An address on immigration I made last week to a Washington audience was an opportunity to make a brief profile of immigration in that state.
Washington provides insight into the role of immigration where job growth prevails. Between 1995 and today, the total population grew from 5.3 million to 7 million. During this period, the immigrant percentage of the state’s population doubled.
From 1900, long view
Over the past 100 plus years, the state tracked the rise, fall and then rise of immigrants. Between 1900 and 1910, the state’s entire population more than doubled, while the foreign-born share already high rose to 22%. Then, the immigrant share declined to a low point of 6% in 1970. It rose again after 1990, much faster by far than in-migration from other states, to about 15% today.
(See “Where We Came From and Where We Went, State by State 1900 – 2012” for state by state profiles.)
Compare that with California, which since 1990 has had a 20%-plus foreign born share except for the middle decades in the 20th Century, and which went Democratic in the 1990s in response to an anti-immigrant push by Republicans. Compare with Tennessee, whose foreign born population was under 1% for the first half of the 20th Century and is now 5%.
In 1910, 123,890 Scandinavians accounted for 48% of the state’s 256,000 foreign born residents, which also included Germans and Asians.
Since 1990, hourglass growth
The very early 1900s was a time of very high foreign-born presence in extractive and west coast states such as Colorado, Montana, Washington and California, and in eastern states such as Massachusetts and Rhode Island (here).
Since the 1990s, immigrant workers rose in the typical hourglass way, but more so. At the top level (computer and healthcare workers, etc.), for every ten native-born college graduates moving into greater Seattle, five foreign-born college graduates move in. Compare with a 20 to 10 ratio of foreign-born college grads to native-born grads in Silicon Valley and a 2 to 10 ratio in Knoxville, Tennessee.
At the lower side of the hourglass are farm, construction, building maintenance, kitchen and other jobholders. Between 1990 and 2000, native working age people with less than a high school education declined by 3.8% while the foreign born working age persons with less than a high school education rose by 89%.
Unauthorized workers (almost entirely low formal education) in the state grew from under 50,000 to over 200,000 where it stands today.
Between 1990 and 2004, Washington was one of a few states in which working age foreign-born people increased while the native-born working age people increased, both significantly. It was one of eight states with at least a 20% growth in the native working age population, close to 100% or higher growth in the foreign-born workforce population, and an above average labor force participation rate. This means, in short, that on balance immigrants did not challenge native-born workers.
Wars for workers
The foreign-born working population with low formal education is stable to trending down, due primarily to better economic conditions in Mexico, and shrinking of the difference between Mexican wages and low paying jobs in the U.S. Farmers are engaged in a “wage war” in the wine producing counties in Washington, I was told.
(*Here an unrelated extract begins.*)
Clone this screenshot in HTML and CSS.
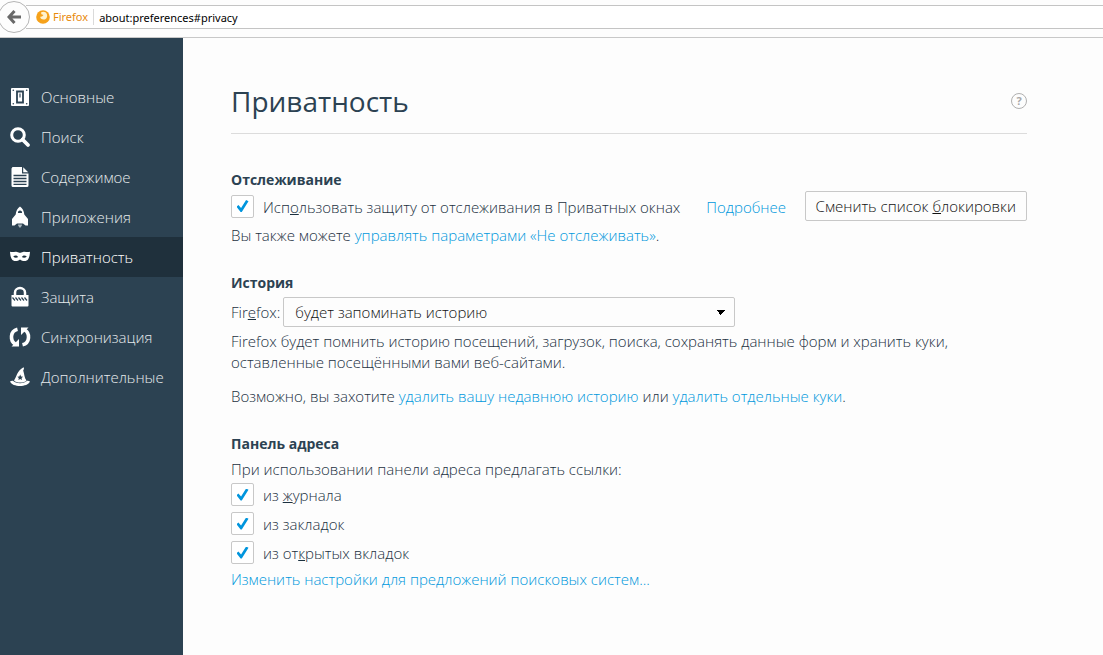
FILE: index.html
```html
<!DOCTYPE html>
<html lang="ru">
<head>
<meta charset="utf-8">
<title>Приватность</title>
<link rel="stylesheet" href="styles.css">
</head>
<body>
<header class="toolbar">
  <button class="back" type="button" aria-label="Назад">
    <svg width="14" height="14" viewBox="0 0 14 14" fill="none" stroke="#696969" stroke-width="3"><path d="M7.500 1 2 7l5.500 6M2.500 7H14"/></svg>
  </button>
  <div class="urlbar">
    <span class="identity">
      <svg width="14" height="14" viewBox="0 0 14 14"><circle cx="7" cy="7" r="6.800" fill="#f6a21b"/><path d="M5 2.500C7 1.300 10 1.800 10.800 4c1 2.600-.3 5.300-2.800 5.600-2.200.2-3.800-1-3.700-2.800L6 6.500 7.500 5 5.400 4.300z" fill="#fff3cf"/></svg>
      Firefox
    </span>
    <input class="address" type="text" aria-label="Адрес" value="about:preferences#privacy">
  </div>
</header>
<div class="layout">
  <nav class="sidebar">
    <a class="category" href="#general">
      <svg class="icon" viewBox="0 0 20 20"><path fill="#fff" d="M2 1h16a1 1 0 0 1 1 1v16a1 1 0 0 1-1 1H2a1 1 0 0 1-1-1V2a1 1 0 0 1 1-1z"/><path fill="none" stroke="#2c4252" stroke-width="1.800" d="M7 4.500h6v11H7z"/><path fill="#8b969f" d="M9 6.500h2v4H9z"/><g fill="#2c4252"><circle cx="3.300" cy="3.300" r=".8"/><circle cx="16.700" cy="3.300" r=".8"/><circle cx="3.300" cy="16.700" r=".8"/><circle cx="16.700" cy="16.700" r=".8"/></g></svg>
      Основные</a>
    <a class="category" href="#search">
      <svg class="icon" viewBox="0 0 20 20" fill="none" stroke="#fff"><circle cx="8" cy="8" r="6.300" stroke-width="3"/><path d="m12.500 12.500 5.500 5.500" stroke-width="3.800" stroke-linecap="round"/></svg>
      Поиск</a>
    <a class="category" href="#content">
      <svg class="icon" viewBox="0 0 20 20"><path fill="#fff" d="M2.500 0H12v6.500h6.500v12A1.500 1.500 0 0 1 17 20H3a1.500 1.500 0 0 1-1.500-1.500V1.500zM13.200.3l5 5h-5z"/><path stroke="#2c4252" stroke-width="1.300" d="M3.500 8.500h13M3.500 11.500h13M3.500 14.500h13M3.500 17.300h13"/></svg>
      Содержимое</a>
    <a class="category" href="#applications">
      <svg class="icon" viewBox="0 0 20 20"><path fill="#fff" fill-rule="evenodd" d="M10-.5c2.500 1.800 4 4.500 4.300 8L18 12v6.500h-2.500L13 16.500H7l-2.500 2H2V12l3.700-4.500c.3-3.500 1.800-6.200 4.300-8zm0 4A2 2 0 0 0 8 6h4a2 2 0 0 0-2-2.500z"/><path fill="#a9b5bd" d="M8 17.500h4c0 1.500-.8 2.200-2 3.500-1.200-1.300-2-2-2-3.500z"/></svg>
      Приложения</a>
    <a class="category selected" href="#privacy" aria-current="page">
      <svg class="icon" viewBox="0 0 20 20"><path fill="#fff" fill-rule="evenodd" d="M0 4.800c3 .9 4.500-.5 7 .1 1.500.3 2 .8 3 .8s1.500-.5 3-.8c2.500-.6 4 .8 7-.1-.2 2.500-.4 5-1.700 7.200-1.500 2.600-5.300 2.800-8.300.5-3 2.300-6.800 2.100-8.300-.5C.4 9.800.2 7.300 0 4.800zm3.200 4.800c1.500 1.500 3.500 1.600 5 .4-1-1.900-3.300-2.200-5-.4zm13.600 0c-1.500 1.500-3.500 1.600-5 .4 1-1.900 3.300-2.200 5-.4z"/></svg>
      Приватность</a>
    <a class="category" href="#security">
      <svg class="icon" viewBox="0 0 20 20"><path d="M5 9V5.500a5 4.500 0 0 1 10 0V9" fill="none" stroke="#fff" stroke-width="2.500"/><path fill="#fff" d="M1.500 8h17v10.500a1 1 0 0 1-1 1h-15a1 1 0 0 1-1-1z"/><path d="m2.500 10.500 2.500 3m.5-3 2.500 3m.5-3 2.500 3m.5-3 2.500 3m.5-3 2.500 3" fill="none" stroke="#2c4252" stroke-width="1.200"/></svg>
      Защита</a>
    <a class="category" href="#sync">
      <svg class="icon" viewBox="0 0 20 20" fill="none" stroke="#fff" stroke-width="3.600"><path d="M7.500 2.200C-.2 4 0 14 5.200 17M12.500 17.800C20.200 16 20 6 14.800 3"/><path fill="#fff" stroke="none" d="M1.500 19.500 9 12v7.500zM18.500.5 11 8V.5z"/></svg>
      Синхронизация</a>
    <a class="category" href="#advanced">
      <svg class="icon" viewBox="0 0 20 20"><path fill="#fff" d="M4 13.500C6.500 10 7 3.500 13.500.2c.8.700.5 2-.3 3.300 1.200 3.500 1.200 7.500 3.300 10-2 2.700-10.500 2.700-12.500 0z"/><path fill="#fff" d="M0 14.500c1-.8 2-1 3-.7 2.500 3.300 11.500 3.300 14 0 1-.3 2-.1 3 .7-2.500 6-17.500 6-20 0z"/><path fill="#2c4252" d="m10.200 7.600.9 1.900 2 .2-1.500 1.400.4 2-1.800-1-1.800 1 .4-2-1.500-1.400 2-.2z"/></svg>
      Дополнительные</a>
  </nav>
  <main class="main">
    <div class="content">
      <header class="page-header">
        <h1 class="title">Приватность</h1>
        <button class="help" type="button" aria-label="Справка">?</button>
      </header>

      <section class="group">
        <h2 class="caption">Отслеживание</h2>
        <div class="row">
          <label class="check-label"><input class="check" type="checkbox" checked><span class="label-text">Исп<u>о</u>льзовать защиту от отслеживания в Приватных окнах</span></label>
          <a class="link more label-text" href="#more">Подробнее</a>
          <button class="button" type="button">Сменить список <u>б</u>локировки</button>
        </div>
        <p class="text">Вы также можете <a class="link" href="#dnt">управлять параметрами «Не отслеживать»</a>.</p>
      </section>

      <section class="group">
        <h2 class="caption">История</h2>
        <div class="row history">
          <label for="history-mode">Fir<u>e</u>fox:</label>
          <select class="select" id="history-mode"><option>будет запоминать историю</option></select>
        </div>
        <p class="text">Firefox будет помнить историю посещений, загрузок, поиска, сохранять данные форм и хранить куки, оставленные посещёнными вами веб-сайтами.</p>
        <p class="text spaced">Возможно, вы захотите <a class="link" href="#clear">удалить вашу недавнюю историю</a> или <a class="link" href="#cookies">удалить отдельные куки</a>.</p>
      </section>

      <section class="group">
        <h2 class="caption">Панель адреса</h2>
        <p class="text">При использовании панели адреса предлагать ссылки:</p>
        <label class="check-label option"><input class="check" type="checkbox" checked><span class="label-text">из <u>ж</u>урнала</span></label>
        <label class="check-label option"><input class="check" type="checkbox" checked><span class="label-text">из закла<u>д</u>ок</span></label>
        <label class="check-label option"><input class="check" type="checkbox" checked><span class="label-text">из от<u>к</u>рытых вкладок</span></label>
        <p class="footer-link"><a class="link" href="#suggestions">Изменить настройки для предложений поисковых систем...</a></p>
      </section>
    </div>
  </main>
</div>
</body>
</html>
```
FILE: styles.css
```css
* { box-sizing: border-box; }

body {
  margin: 0;
  min-height: 100vh;
  display: flex;
  flex-direction: column;
  background: #fdfdfd;
  color: #1b303f;
  font: 300 15px/21px "Open Sans", "Noto Sans", sans-serif;
}

button, input, select { font: inherit; color: inherit; }
h1, h2, p { margin: 0; }

.toolbar {
  display: flex;
  align-items: center;
  height: 38px;
  padding-bottom: 4px;
  border-bottom: 1px solid #c8c8c8;
}

.back {
  display: flex;
  align-items: center;
  justify-content: center;
  flex: none;
  width: 32px;
  height: 32px;
  margin-left: -2px;
  padding: 0;
  border: 1px solid #b5b5b5;
  border-radius: 50%;
  background: #fdfdfd;
  z-index: 1;
}

.urlbar {
  display: flex;
  align-items: center;
  flex: 1;
  height: 24px;
  margin-left: -4px;
  padding-left: 10px;
  border: solid #c4c4c4;
  border-width: 1px 0;
  background: #fff;
  font: 11px/16px "Noto Sans", sans-serif;
}

.identity {
  display: flex;
  align-items: center;
  gap: 3px;
  padding-right: 5px;
  border-right: 1px solid #dadada;
  color: #e88a0c;
}

.address {
  flex: 1;
  min-width: 0;
  padding: 2px 5px 0;
  border: 0;
  outline: 0;
  background: none;
  color: #000;
}

.layout { display: flex; flex: 1; }

.sidebar {
  flex: none;
  width: 183px;
  padding-top: 39px;
  background: #2c4252;
}

.category {
  display: flex;
  align-items: center;
  gap: 11px;
  height: 40px;
  padding-left: 10px;
  color: #e6eaec;
  text-decoration: none;
}

.selected { background: #1f303c; color: #fff; }
.icon { flex: none; width: 20px; height: 20px; overflow: visible; }

.main { flex: 1; padding: 43px 48px 24px; }
.content { max-width: 796px; }

.page-header {
  display: flex;
  align-items: center;
  justify-content: space-between;
  padding-bottom: 12px;
  margin-bottom: 35px;
  border-bottom: 1px solid #dcdcdc;
}

.title { color: #2c4252; font-size: 28px; font-weight: 400; line-height: 40px; }

.help {
  width: 16px;
  height: 16px;
  padding: 0;
  border: 1px solid #b0b0b0;
  border-radius: 50%;
  background: none;
  color: #a8a8a8;
  font-size: 11px;
  font-weight: 700;
  line-height: 14px;
}

.group { margin-bottom: 26px; }
.caption { color: #2c4252; font-size: 14px; font-weight: 700; line-height: 22px; }
.row { display: flex; align-items: center; min-height: 30px; }
.more { margin-left: 26px; }
.link { color: #0098dc; text-decoration: none; }
.text { margin-top: 4px; }
.spaced { margin-top: 13px; }
.label-text { padding-top: 2px; }
.footer-link { margin-top: 2px; }

.button {
  height: 30px;
  margin-left: auto;
  padding: 0 10px;
  border: 1px solid #c8c8c8;
  border-radius: 2px;
  background: #fdfdfd;
  color: #111;
  white-space: nowrap;
}

.history { gap: 3px; margin-top: 3px; }

.select {
  appearance: none;
  width: 452px;
  height: 30px;
  padding: 0 30px 0 11px;
  border: 1px solid #c8c8c8;
  border-radius: 2px;
  background:
    linear-gradient(to top right, transparent 50%, #000 50%) right 13px center / 5px 5px no-repeat,
    linear-gradient(to top left, transparent 50%, #000 50%) right 8px center / 5px 5px no-repeat,
    #fdfdfd;
  color: #111;
}

.check-label { display: flex; align-items: center; gap: 9px; }
.option { height: 29px; }

.check {
  appearance: none;
  display: grid;
  place-items: center;
  flex: none;
  width: 23px;
  height: 23px;
  margin: 0;
  border: 1px solid #c8c8c8;
  border-radius: 2px;
  background: #fff;
}

.check:checked::before {
  content: "";
  width: 12px;
  height: 12px;
  background: #0095dd;
  clip-path: polygon(0 56%, 16% 42%, 38% 66%, 80% 0, 100% 10%, 44% 100%, 34% 100%);
}
```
And the Seattle Times reported in January of a “war for tech talent… Computer and mathematical occupations may sound like they belong to the tech world alone, but like business services they can pop up in different industries, from retail to health care. According to projections, jobs in computer and mathematical occupations in King County are expected to grow by 3.5 percent in 2017.”
The City of Seattle has an Office of Immigrant and Refugee Affairs.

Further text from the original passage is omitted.